Anna Geary

Personal information
- Irish name: Ánna Ní Ghadhra
- Sport: Camogie
- Position: Full Back
- Born: 28 July 1987 (age 37) Cork, Ireland
- Nickname: Asumpta

Club(s)
- Years: Club
- Milford

Club titles
- All-Ireland Titles: 4

Inter-county(ies)
- Years: County
- 2003–2015: Cork

Inter-county titles
- All-Irelands: 4
- All Stars: 6

= Anna Geary =

Camogie player and television presenter

Anna Geary (born 28 July 1987) is a retired camogie player and television personality from Milford, County Cork, Ireland.

== Sporting career ==

She is a winner of four All Star awards, most recently in 2011. She previously won All-Star awards in 2005 and 2006 and 2010. and All Ireland medals in 2005 2006, 2009 and 2014. She was nominated for a further All-Star award in 2007.

Geary was captain as Cork won the 2014 All-Ireland Senior Camogie Championship. Geary Is the winner of 3 All Ireland Club medals in 2013, 2014 and 2016. Three Munster camogie club medals and three county camogie medals with her club Milford.
She also won a European camogie championship playing for GSC Luxembourg in 2008. In May 2015, Geary announced her retirement from inter-county camogie at the age of 27.

== Television career ==

In 2015, she joined the coaching panel of the RTÉ One reality competition series, Ireland's Fittest Family. In her first year on the series she made it to the final with her family, the Daverns, ultimately finishing in third place. She returned to the show in 2016, winning this time with the Cummins family from County Tipperary. It was confirmed in May 2017 that Geary would return to the series for a third consecutive year alongside Davy Fitzgerald, returning coach Derval O'Rourke and new coach, Donncha O'Callaghan.

In 2016, she hosted a weekly sport segment on TV3's The Seven O'Clock Show with Martin King and Lucy Kennedy.

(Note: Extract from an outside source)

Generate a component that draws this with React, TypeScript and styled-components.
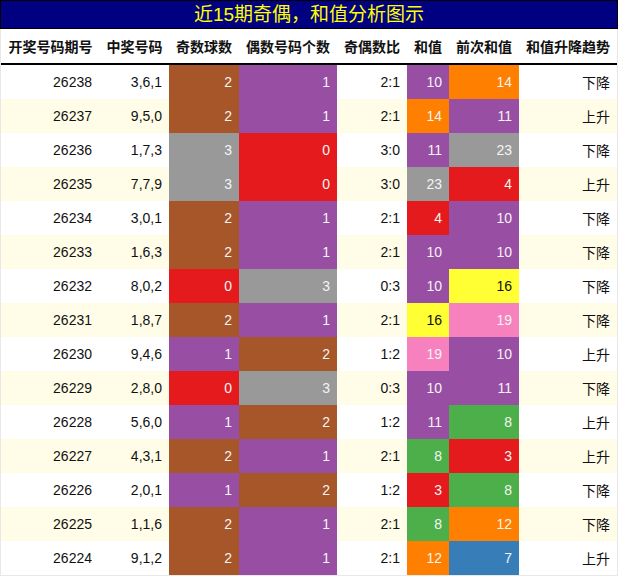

She was also a contributor on Marty Morrissey's weekly RTÉ Radio 1 show, The Marty Squad.

In 2017, she was announced as the pitch-side presenter of eir Sport's Match Night Live. She has regularly contributed as an analyst on RTÉ's The Sunday Game.

In 2018, Geary competed in the second series of Dancing with the Stars and finished runner-up.

In June 2023, she announced that she would be stepping down from Ireland's Fittest Family, with Sonia O'Sullivan replacing her as coach.

==Writing==

In 2024, Geary published a non-fiction book, Anna's Game Plan.

== Personal life ==
In October 2019, Geary married her long-time partner, Dublin man Kevin Sexton, in a ceremony at Castlemartyr, County Cork. She gave birth to a baby boy in 2023.